Il libro è corredato da una mappa e Cadoni ne spiega il senso “Questa mappa letteraria non può contenere per intero tutti i riferimenti letterari contenuti nel libro e non pretende di essere esaustiva nei riferimenti riportati in legenda: essi costituiscono una selezione dei luohi chiave delle opere rievocate in queste pagine”

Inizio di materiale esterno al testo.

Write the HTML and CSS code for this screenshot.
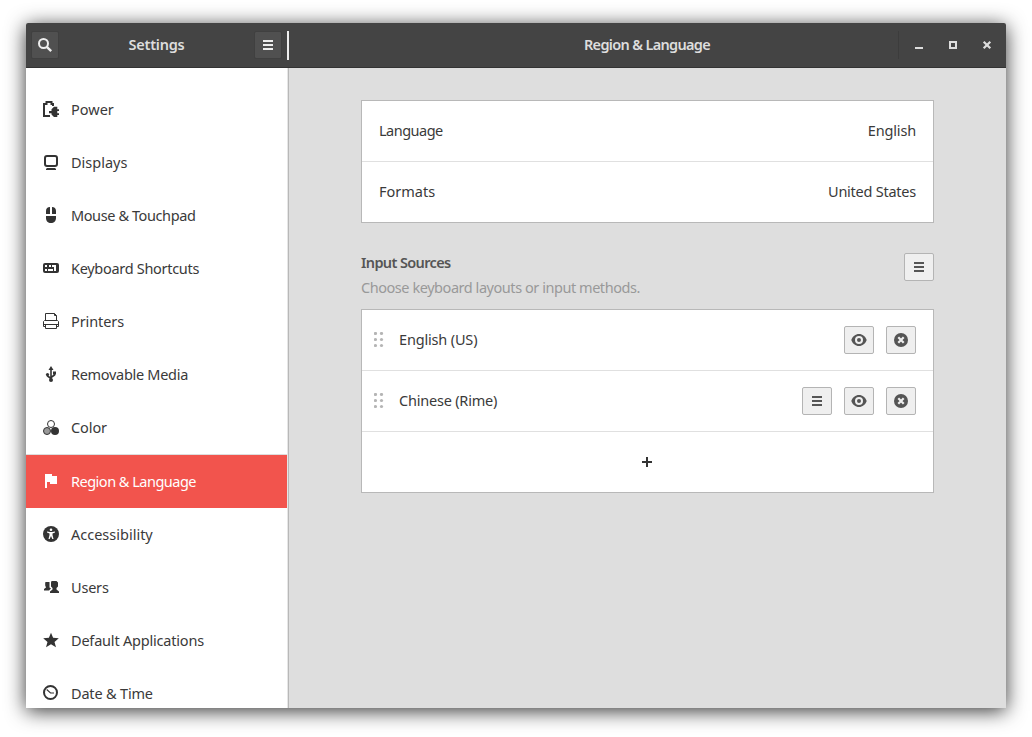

I luoghi sono forse la chiave per sfuggire al demone dell’identità e delle radici. Salvatore Mannuzzu così scrive nel suo magistrale saggio non a caso intitolato “Finis Sardiniae, o la patria possibile”, pubblicato a chiusura della “Storia d’Italia Einaudi, le Regioni dall’Unità a oggi” (a pagina 1238): “Se il tema è il lutto delle radici, la Sardegna offre un esempio di non comune levatura, lo si è detto, con Il giorno del giudizio di Salvatore Satta. Libro nel quale il luogo centrale del mondo è Nuoro; e il luogo centrale di Nuoro è il suo cimitero; e i vivi sono tutti morti”… e ancora “Per esempio la Sardegna: o quel che ne rimane, il Finis Sardiniae. Che sia il luogo e non un luogo”. Così le minuscole storie si incrociano alla Storia maiuscola.

Il libro di Alessandro Cadoni è un libro di luoghi e relativi rimandi letterari: Nuoro come la vedono Grazia Deledda, Salvatore Satta, e prima di loro Sebastiano Satta e Dessanai, e i contemporanei Fois, De Roma, Offeddu e altri; Sassari come la vedono  Mannuzzu, Costa, Capitta. E se poi se andiamo al Capo di sotto, Cagliari: il luogo di Dessì, di Sergio Atzeni, di Giorgio Todde, di Giulio Angioni, di Abate, la città d’acqua di Clarkson, quella degli Ski-lellè di Tognolini…il Sinis di Michela Murgia.

Cadoni, che è uno studioso di Mannuzzu (vedi “Il fantasma e il seduttore. Ritratto di Salvatore Mannuzzu” Donzelli, 2017) ne riporta un pensiero da un intervista del 2006: “Ciò che mi fa scrivere è il rischio dell’atopia, della perdita dei luoghi. C’è differenza tra questo rischio e l’atopia totale…La cosa che davvero mi preme, mi preme e mi angoscia, è il logorio dei luoghi, la loro progressiva perdita. La casa che invecchia, la casa che crolla, il degradarsi delle cose, sono correlativi oggettivi di altro”

Rinvio al libro per i tanti scrittori non citati e relativi frammenti delle loro opere, ispirati dai luoghi in cui hanno vissuto, vivono, o hanno visitato.